The problem with Greenland
Much as old-time navigators needed a way to lay a map out on a table, today’s VR producers need a way to review spherical images on their flat computer monitors.
Mapping a spherical image into a flat one has vexed cartographers for centuries. For example, Google Maps represents the spherical earth using the Mercator projection that stretches objects near the poles. Greenland, it turns out, is not the size of Africa. It only looks that way because it is positioned on the map near the pole. Move the country to the equator, and we see that it is closer in size to Mexico.
A similar projection called an equirectangular projection is commonly used to represent spherical VR video within traditional flat video files. (An equirectangular projection is also called “lat-long,” since the latitude and longitude lines are proportional.) It is a convenient view of the whole sphere, but ultimately it adds extra pixels to fully cover the top and bottom of the image, greatly misrepresenting the size of everything at the top and bottom of the frame. Adding these extra pixels adds redundant information, wasting bandwidth and making Greenland huge again.
There are alternative projections that can more accurately represent elements on the sphere, and others that more accurately show the relative size of objects across the sphere. A sinusoidal projection accurately reflects the actual resolution at the top and bottom of the sphere. Buckminster Fuller proposed the dymaxion map that unfolds the world into a 20-sided object. If you’ve ever played Dungeons and Dragons, this is the same shape as a d20 die. Less distortion means better image quality. Unfortunately these are inefficient techniques for video encoding. Video encoders can’t handle the irregular shapes, and the result is ugly motion artifacts where the edges meet.
Here is a video with some side-by-side examples of Viewbox projections applied to the same video, each of which optimizes the video stream to show more resolution in the direct line of site of the viewer, facing the actresses.
Adaptive Streaming VR Video with Viewboxes & Viewports
In Pixvana’s system, we combine a viewbox image projection with multiple viewports to form a adaptive streaming solution for high quality VR video.
- We switch the video stream to the optimal viewport based on where the viewer’s head is turned at any moment in time
- Our smart player takes into account the head position, network conditions, codec and projections, so a viewer can get the best quality, no matter where they look
- Content creators get the best of both worlds: better resolution where the viewer is looking and lower streaming cost by conserving the data that needs to be streamed.
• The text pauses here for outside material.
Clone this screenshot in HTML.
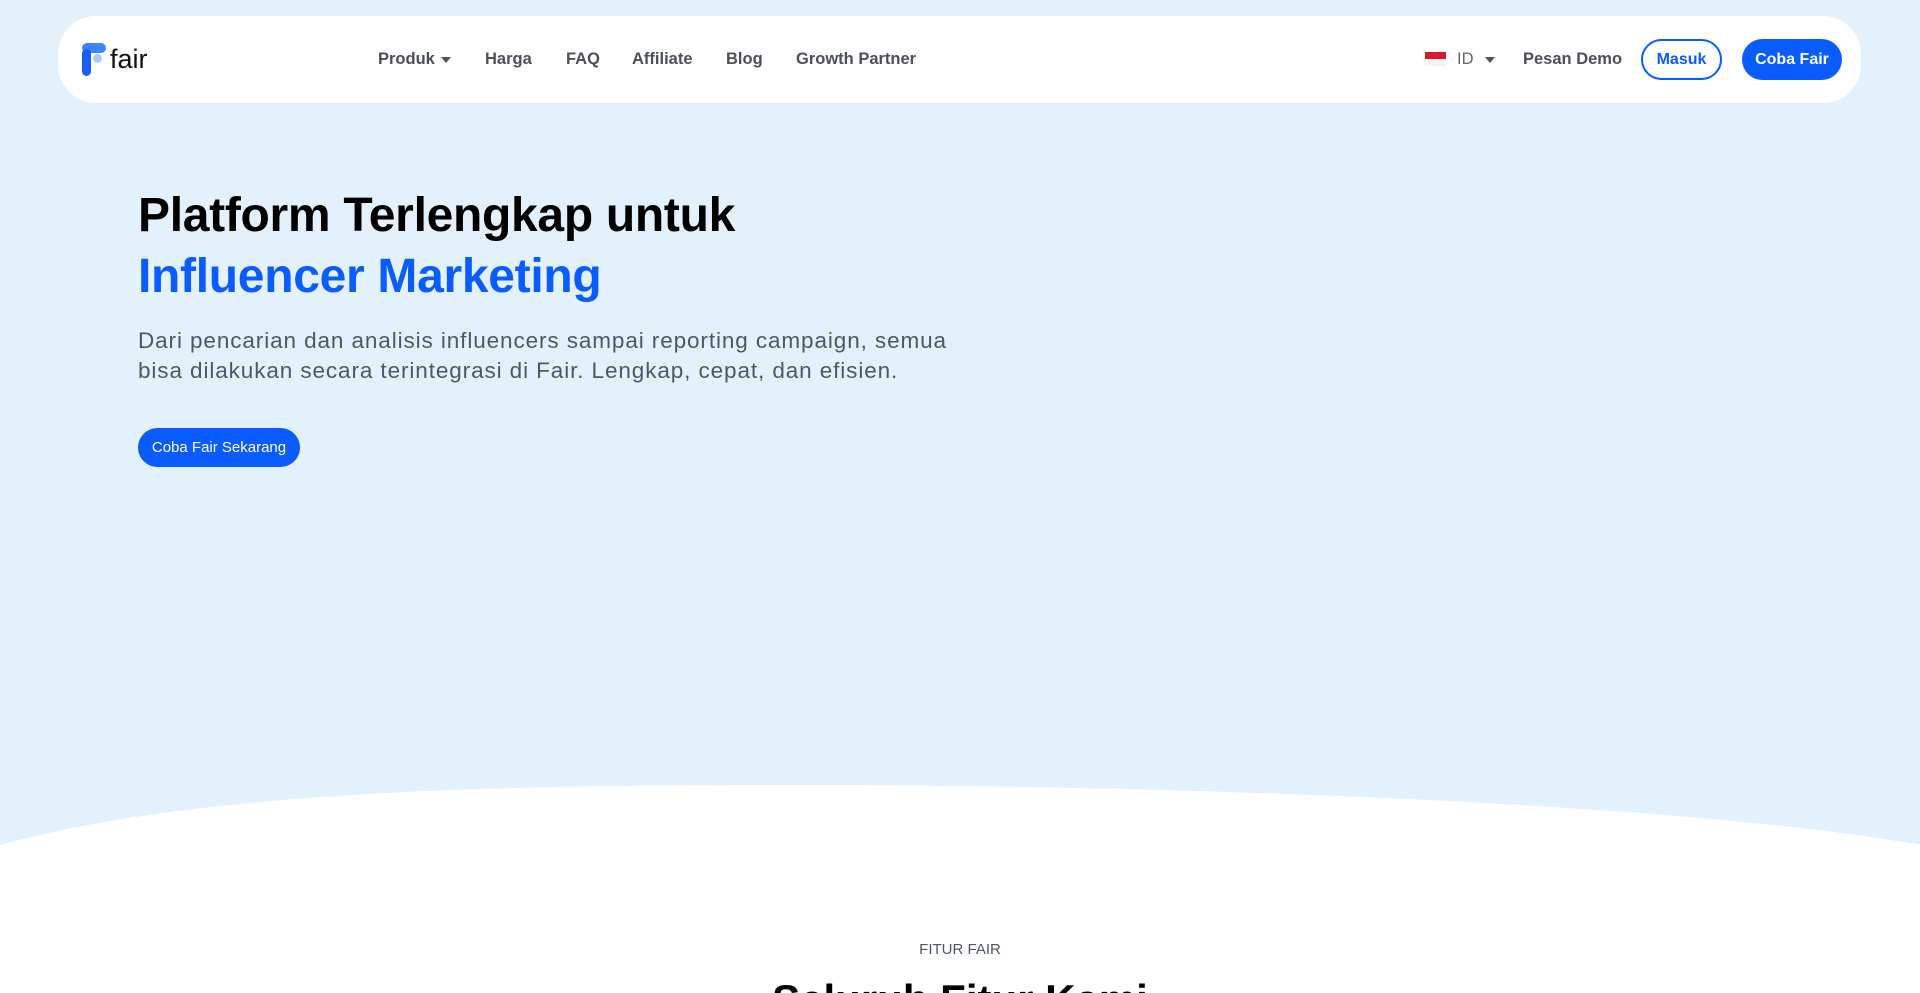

Pixvana has explored a range of projections that provide better resolution in a viewport. We call these projections Viewboxes. One example of a viewbox is the commonly-used projection of a sphere into a cube. A standard cube map lowers distortion because the sides are flat, but because all six sides have the same amount of data, this wastes bandwidth by showing high-resolution video behind the viewer’s head. Lowering the resolution of some of the sides would result in noticeable degradation.
Think of a viewbox as a lampshade that you pull over your head when you are in VR. If the front of the viewbox is larger than the rear, you have a shape called a frustum. When the viewer watches VR video in a frustum-shaped viewbox, they perceive that they are in a sphere, but the video is sharpest when they look straight ahead at the front face, and becomes softer as they turn around.
Combine viewport tracking and multiple viewboxes based on different head positions, and you have Pixvana’s optimized system for adaptive streaming of VR video. Our system adapts to resolution changes to both source cameras and headsets. This golden ratio delivers the perfect pixels from the original to match the bandwidth of the network and the resolution of the headset.